Dilemme classique: vaut-il mieux être premier dans son village ou second à Rome?
Jules César a déjà réfléchi là-dessus, avec le résultat que l'on sait. Mais n'est pas Jules César qui veut. Arrive-t-il à Mario Dumont de se poser la question? Il le devrait. Car si le village métaphorique du grand empereur romain peut être le tremplin qui mène à Rome, il peut aussi être le cimetière de toutes les ambitions.
Il y a maintenant 12 ans que l'Action démocratique du Québec existe. Douze ans qu'elle tourne en rond.
Exception faite d'occasionnelles flambées de popularité (mais toujours entre deux scrutins...), l'ADQ reste collée au fond du baril, sa principale utilité étant de servir de parking aux électeurs indécis- dont l'immense majorité, le jour du vote, optera pour l'un des deux grands partis.
En fait, aujourd'hui l'ADQ ne sert même plus de parking; en tout cas, si parking il y a, il n'est guère fréquenté. Le petit parti de Mario Dumont est plus marginal qu'il ne l'a jamais été. Il s'est écrasé aux dernières partielles: 2 % dans Outremont, 10 % dans Verchères, 13,5 % dans Taillon... Selon le dernier sondage CROP, l'ADQ ne récolte que 13 % des intentions de vote. C'est dix points de moins que la cote habituelle qu'obtenait il n'y a pas si longtemps l'ADQ entre les élections générales.
Malgré le capital de sympathie populaire dont Mario Dumont dispose encore, et malgré le fait que les orientations de son parti reflètent le sentiment d'une partie substantielle de la population, l'ADQ semble promise à un état plus ou moins végétatif. C'est dommage, car il y a là un énorme gaspillage de talents et de ressources.
Mario Dumont tient-il tant à être chef de parti qu'il est prêt à ruiner sa carrière à la barre d'un navire sans avenir?
Il y a deux options parfaitement honorables qui s'offrent aux adéquistes.
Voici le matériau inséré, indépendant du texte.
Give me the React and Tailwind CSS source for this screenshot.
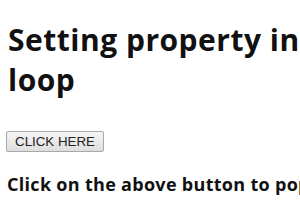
export default function App() {
  return (
    <div className="w-[300px] h-[210px] overflow-hidden bg-white">
      <div className="w-[700px] flex flex-col items-start pl-[8px] pt-[20px]">
        <h1 className="m-0 font-bold text-[30px] leading-[40px] tracking-[0.5px] text-[#111] whitespace-nowrap font-['Open_Sans','Noto_Sans',sans-serif]">
          Setting property in
          <br />
          loop
        </h1>
        <button className="mt-[31px] -ml-[2px] h-[21px] w-[98px] flex items-center justify-center border border-[#a9a9a9] rounded-[2px] bg-gradient-to-b from-[#f6f6f6] to-[#dedede] text-[13.33px] text-[#222] leading-none font-['Liberation_Sans',Arial,sans-serif]">
          CLICK HERE
        </button>
        <p className="mt-[21px] -ml-[1px] font-bold text-[18px] leading-[23px] tracking-[0.3px] text-[#111] whitespace-nowrap font-['Open_Sans','Noto_Sans',sans-serif]">
          Click on the above button to pop
        </p>
      </div>
    </div>
  );
}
La première serait de dissoudre le parti pour se joindre au Parti libéral du Québec. Les adéquistes y constitueraient une sorte d'aile droite, et Mario Dumont hériterait sans nul doute d'un ministère important.
La seconde serait de passer au Parti conservateur fédéral, dont l'ADQ est idéologiquement très proche. Là aussi, Mario Dumont aurait un rôle important à jouer et il serait accueilli à bras ouverts. On peut imaginer que non seulement il entrerait au cabinet mais qu'il deviendrait le lieutenant québécois de Stephen Harper.
Ministre dans un gouvernement Charest ou dans un gouvernement Harper, c'est évidemment être " second à Rome ". Mais c'est beaucoup mieux que d'être le petit chef d'un parti qui ne s'en va nulle part.
Le retour du fils prodigue au bercail libéral ne serait pas sans embûches, tant l'amertume reste vive entre Mario Dumont et les libéraux qui ont vécu la rupture de 1992. Mais le temps a pansé bien des plaies; surtout, le leadership du parti a changé. Jean Charest n'a rien eu à voir avec les querelles qui suivirent l'échec de Meech et l'aventure du rapport Allaire. Quant aux conservateurs de Harper, il y a très peu de pommes de discorde qui les séparent de l'ADQ, sauf peut-être dans le dossier de la politique étrangère.
On dira qu'il n'y a pas de raison pour suggérer la dissolution de l'ADQ, alors qu'elle est, malgré ses déboires, quand même un peu plus forte que les autres tiers partis comme les verts et Québec solidaire. Mais justement, ces deux dernières formations ont théoriquement un potentiel de croissance, alors que l'ADQ a fait son temps.
Surtout, tant les verts que QS se situent à gauche de l'échiquier politique: de ce fait, ils comblent un vide, et il serait impensable qu'ils se greffent à un parti de centre-droite (le PLQ) ou à un parti de centre-gauche (le PQ). L'ADQ, au contraire, n'a pas de désaccord idéologique fondamental ni avec le PC fédéral ni avec le PLQ.
L'idée d'une fusion entre les adéquistes et les troupes de Charest ou de Harper serait, sur papier, un projet rationnel. Mais le coeur (ou la politique, ou la vanité) a ses raisons que la raison ne connaît pas...
Même si le plancher se dérobe sous ses pieds, Mario Dumont aime être chef de parti, il aime poser à l'arbitre entre les souverainistes et les fédéralistes, il aime ce contrôle absolu qu'il exerce sur ses troupes. Dommage, car le Québec perd, dans cette aventure sans issue, un jeune politicien de talent.